The graphical brain: belief propagation and active inference


This paper considers functional integration in the brain from a computational perspective. We ask what sort of neuronal message passing is mandated by active inference – and what implications does this have for context sensitive connectivity at microscopic and macroscopic levels. In particular, we formulate neuronal processing as belief propagation under deep generative models. Crucially, these models can entertain both discrete and continuous states, leading to distinct schemes for belief updating that play out on the same (neuronal) architecture. Technically, we use Forney (normal) factor graphs to elucidate the requisite message passing in terms of its form and scheduling. To accommodate mixed generative models (of discrete and continuous states), one also has to consider link nodes or factors that enable discrete and continuous representations to talk to each other.

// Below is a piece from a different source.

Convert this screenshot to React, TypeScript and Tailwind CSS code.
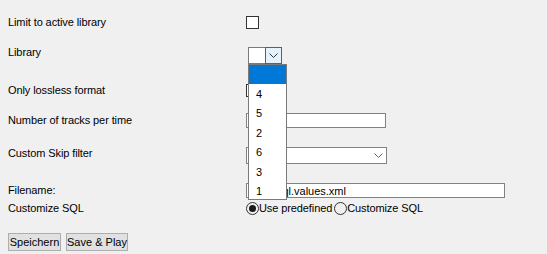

When mapping the implicit computational architecture onto neuronal connectivity, several interesting features emerge. For example, Bayesian model averaging and comparison – that link discrete and continuous states – may be implemented in thalamocortical loops. These and other considerations speak to a computational connectome that is inherently state dependent and self-organising in ways that yield to a principled (variational) account. We conclude with simulations of reading that illustrate the implicit neuronal message passing, with a special focus on how discrete (semantic) representations inform, and are informed by, continuous (visual) sampling of the sensorium.